The Spectacle emerged out of the capitalist mode of production (the appropriation of human labour for surplus value, i.e profit) as a refined form of capitalism, penetrating all aspects of life through the powerful cultural force of consumerism. Now leisure as well as work could be controlled by the elite by incorporating the masses into the capitalist fetishism of commodities in which everything is valued quantitatively instead of qualititively. Life becomes empty and meaningless, a negation of life.

The Spectacle uses a particularly ingenious method to mask itself: internal struggles. These struggles create a semblance of ideological dissent but in reality they are two aspects of the Spectacle in a ‘sham battle’. The two varieties are concentrated spectacles (totalitarian bureaucracies in so-called ‘Communist’ countries) and diffuse spectacles (affluent, capitalistic societies). Additionally, celebrities and political leaders are employed as role models to create the illusion of freedom and individuality. In reality, however, stars and leaders have absolutely no originality and are the biggest slaves to the Spectacle having become famous by complying unquestioningly with its requisites. (eg Krushev’s rise to power through the machinery of the Soviet Union which subsequently deeply conditioned him, making him an even greater slave to that particular concentrated spectacle).

Revolution is only possible through the reclamation of history by the working classes through a mass understanding of dialectics that is unhindered by stultifying dogmas and inflexible ideologies. It must be based on a theory of praxis that is highly adapted to combatting, practically, not theoretically, the Spectacle.

The difficulties of achieving this are acute. The Spectacle has appropriated everything, even culture. Culture, once the seedbed of potential revolutionary change, has, since the end of Dadaism and surrealism, become just another commodity, art has ceased to be art and is now cynical speculation.

Debord suggests détournements, negations of the system that serve to reveal the illusion and its falsehood, reinvigorating revolutionary culture through shock-deconditioning. (example, the situationists once invaded a Catholic mass and posing as priest and acolytes hosted an anti-mass defaming the Church).

The Spectacle maintains itself by holding an autonomy over historical time. As we are alienated from time due to its spatialisation we are unable to see beyond the current historical reality of the Spectacle (Fukuyama and ‘the end of history’) and thus unable to challenge it or provide alternatives. The conflation of time and space brings an end to notions of change, evolution, progress. Instead the current system is cleverly portrayed as being inert, complete, the end point of all human development. By diffusing this illusion of pseudo-cyclical time the spectacle keeps us compliant and unquestioning by forcefeeding us the notion that the Spectacle is all there is and the best state of affairs imaginable. This way we do not challenge it.

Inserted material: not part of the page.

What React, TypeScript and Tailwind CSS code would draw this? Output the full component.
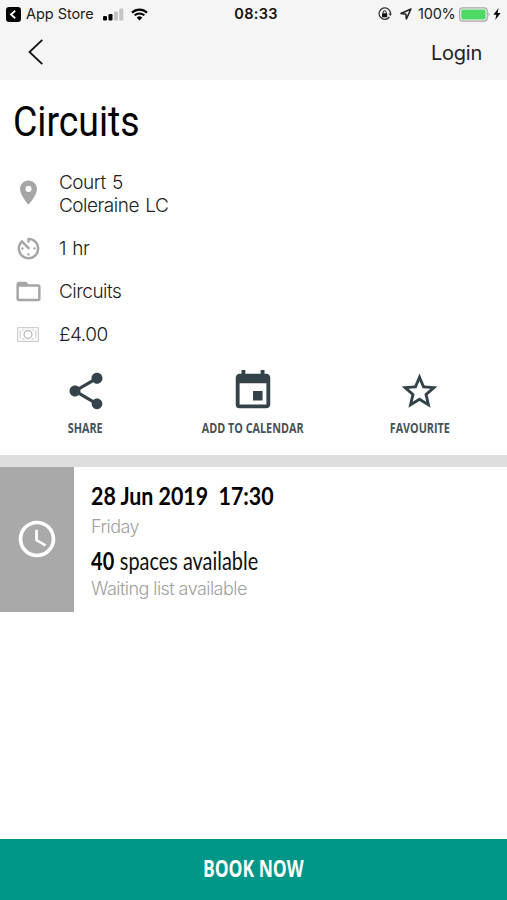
import React from 'react';
import {
  MdAvTimer,
  MdEvent,
  MdFolderOpen,
  MdPlace,
  MdSchedule,
  MdShare,
  MdStarBorder,
} from 'react-icons/md';

const StatusBar: React.FC = () => (
  <div className="grid h-7 grid-cols-[1fr_auto_1fr] items-center font-['Inter'] text-[14.5px] leading-7 text-[#222]">
    <div className="flex items-center pl-1.5">
      <svg width="15" height="15" viewBox="0 0 15 15">
        <rect width="15" height="15" rx="3.2" fill="#000" />
        <path d="M9.2 3.8 5 7.5l4.2 3.7" fill="none" stroke="#fff" strokeWidth="1.8" />
      </svg>
      <span className="ml-[5px] w-[68px] whitespace-nowrap tracking-[-0.05px]">App Store</span>
      <svg className="ml-[9px]" width="21" height="13" viewBox="0 0 21 13">
        <rect x="0" y="8" width="4" height="4.5" rx="1.2" fill="#000" />
        <rect x="5.5" y="6" width="4" height="6.5" rx="1.2" fill="#000" />
        <rect x="11" y="3.5" width="4" height="9" rx="1" fill="#c4c4c4" />
        <rect x="16.3" y="0.5" width="4" height="12" rx="1" fill="#c4c4c4" />
      </svg>
      <svg className="ml-[7px]" width="17" height="13" viewBox="0 0 17 13">
        <path d="M1 4.6a10.8 10.8 0 0 1 15 0" fill="none" stroke="#000" strokeWidth="2.2" />
        <path d="M3.6 7.4a7 7 0 0 1 9.8 0" fill="none" stroke="#000" strokeWidth="2" />
        <path d="M8.5 12.6 5.7 9.7a4 4 0 0 1 5.6 0z" fill="#000" />
      </svg>
    </div>
    <span className="pl-[5px] text-[14.5px] font-semibold tracking-[0.3px] text-[#111]">08:33</span>
    <div className="flex items-center justify-end pr-1.5">
      <svg width="14" height="14" viewBox="0 0 14 14">
        <path d="M11.4 10A5.7 5.7 0 1 1 12.5 6.6" fill="none" stroke="#333" strokeWidth="1.3" />
        <path d="M10.4 6.4h3.6l-1.7 2.6z" fill="#333" />
        <rect x="4" y="6.3" width="5.2" height="4" rx="0.5" fill="#111" />
        <path d="M5.1 6.4V5.2a1.5 1.5 0 0 1 3 0v1.2" fill="none" stroke="#111" strokeWidth="1" />
      </svg>
      <svg className="ml-2" width="12" height="12" viewBox="0 0 12 12">
        <path d="M10.9 1 1 5.4l4.9.8.5 4.8z" fill="none" stroke="#222" strokeWidth="1.6" strokeLinejoin="round" />
      </svg>
      <span className="ml-1.5 w-[38px] whitespace-nowrap text-[14.5px] tracking-[-0.2px]">100%</span>
      <svg className="ml-[3px]" width="32" height="15" viewBox="0 0 32 15">
        <rect x="0.6" y="0.9" width="27.6" height="13.2" rx="3" fill="none" stroke="#a6a6a6" strokeWidth="1.2" />
        <rect x="2.3" y="2.6" width="24.2" height="9.8" rx="1.4" fill="#4cd964" />
        <path d="M29.5 5.3q2.2 2.2 0 4.4z" fill="#a6a6a6" />
      </svg>
      <svg className="ml-0.5" width="8" height="12" viewBox="0 0 8 12">
        <path d="M5.6 0 .4 6.8h3L2.2 12l5.4-7H4.5z" fill="#000" />
      </svg>
    </div>
  </div>
);

const NavBar: React.FC = () => (
  <div className="flex h-[52px] items-center justify-between pr-[25px] pl-7">
    <button aria-label="Back" className="-mt-1">
      <svg width="16" height="28" viewBox="0 0 16 28">
        <path d="M14.3 1.8 1.5 14l12.8 12.2" fill="none" stroke="#111" strokeWidth="1.8" />
      </svg>
    </button>
    <button className="-mt-[3px] font-['Inter'] text-xl tracking-[-0.25px] text-[#222]">Login</button>
  </div>
);

interface DetailRowProps {
  icon: React.ReactNode;
  className: string;
  children: React.ReactNode;
}

const DetailRow: React.FC<DetailRowProps> = ({ icon, className, children }) => (
  <div className={`flex items-center ${className}`}>
    <div className="flex w-[56px] shrink-0 justify-center text-[#a5a5a5]">{icon}</div>
    <div className="ml-[3px] font-['Inter'] text-[19px] leading-[23px] font-light tracking-[-0.5px] text-[#222] [word-spacing:1.5px]">
      {children}
    </div>
  </div>
);

const MoneyIcon: React.FC = () => (
  <svg width="22" height="15" viewBox="0 0 22 15" fill="none" stroke="#c2c2c2">
    <rect x="0.7" y="0.7" width="20.6" height="13.6" strokeWidth="1" />
    <path d="M3.2 3.4v8.2M18.8 3.4v8.2M5 3h2.4M14.6 3H17M5 12h2.4M14.6 12H17" strokeWidth="0.9" />
    <circle cx="11" cy="7.5" r="3.9" strokeWidth="1.5" />
  </svg>
);

interface ActionProps {
  icon: React.ReactNode;
  label: string;
}

const Action: React.FC<ActionProps> = ({ icon, label }) => (
  <button className="flex w-[167px] flex-col items-center text-[#34434a]">
    <span className="flex h-[46px] items-center">{icon}</span>
    <span className="mt-[3px] inline-block scale-x-[0.72] font-['Open_Sans'] text-[15px] leading-5 font-bold whitespace-nowrap text-[#45535a]">
      {label}
    </span>
  </button>
);

export default function App() {
  return (
    <div className="flex h-[900px] w-[507px] flex-col overflow-hidden bg-white">
      <header className="h-20 shrink-0 bg-[#f5f5f5]">
        <StatusBar />
        <NavBar />
      </header>

      {/* Class details */}
      <section className="h-[375px] shrink-0">
        <h1 className="mt-[15px] ml-[13px] w-fit origin-left scale-x-[0.87] font-['Roboto'] text-[43px] leading-[52px] text-black">
          Circuits
        </h1>
        <DetailRow className="mt-6 h-[46px]" icon={<MdPlace size={29} className="-mt-[3px]" />}>
          Court 5
          <br />
          Coleraine LC
        </DetailRow>
        <DetailRow className="mt-2.5 h-[43px]" icon={<MdAvTimer size={29} />}>1 hr</DetailRow>
        <DetailRow className="h-[43px]" icon={<MdFolderOpen size={29} />}>Circuits</DetailRow>
        <DetailRow className="h-[43px]" icon={<MoneyIcon />}>£4.00</DetailRow>

        <div className="mt-3 flex justify-center pr-0.5">
          <Action icon={<MdShare size={44} />} label="SHARE" />
          <Action icon={<MdEvent size={46} />} label="ADD TO CALENDAR" />
          <Action icon={<MdStarBorder size={43} />} label="FAVOURITE" />
        </div>
      </section>

      <div className="h-3 shrink-0 bg-[#dedede]" />

      {/* Session slot */}
      <section className="flex h-[145px] shrink-0">
        <div className="flex w-[74px] items-center justify-center bg-[#a9a9a9] pb-0.5 text-white">
          <MdSchedule size={44} />
        </div>
        <div className="ml-[17px] pt-[13px] whitespace-nowrap">
          <p className="w-fit origin-left scale-x-[0.855] font-['Lato'] text-[25px] leading-[30px] font-bold text-black">
            28 Jun 2019&nbsp; 17:30
          </p>
          <p className="mt-[5px] font-['Inter'] text-[18px] leading-6 font-light tracking-[-0.55px] text-[#a0a0a0]">Friday</p>
          <p className="mt-[6px] w-fit origin-left scale-x-[0.795] font-['Lato'] text-[25px] leading-[30px] text-[#111]">
            <span className="font-bold tracking-[0.4px] text-black">40</span> spaces available
          </p>
          <p className="mt-[2px] font-['Inter'] text-[18px] leading-6 font-light tracking-[-0.55px] text-[#a0a0a0]">
            Waiting list available
          </p>
        </div>
      </section>

      <button className="mt-auto flex h-[61px] shrink-0 items-center justify-center bg-[#009688] pb-[3px] font-['Open_Sans'] text-[23px] font-bold text-white">
        <span className="inline-block scale-x-[0.76]">BOOK NOW</span>
      </button>
    </div>
  );
}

The Spectacle has extended its influence to all four corners of the world, homogenising human experience and bringing separation to all under its onus. (Debord’s foreshadowing of globalisation). It has also redefined the actual geography of the world by creating new towns and countrysides bereft of historical context and history. The only solution would be an environment based on autonomous, organic and highly accountable workers’ councils.

Revolutionary theory is the enemy of revolutionary ideology: i.e. when we become dogmatic in our theories we fail to adapt to prevailing conditions and our ideology no longer becomes an ideology fit for present purposed but a useless anachronism. Similarly when an ideology establishes itself becoming materially real its development ends. Debord suggests we should pursue an ideology based on ever adapting practice, an ideology that never dies but which continually develops, becoming more and adept at fighting the Spectacle. In other words, an ideology of constant dissent and dialogue. He does not elaborate how we would go about this, however.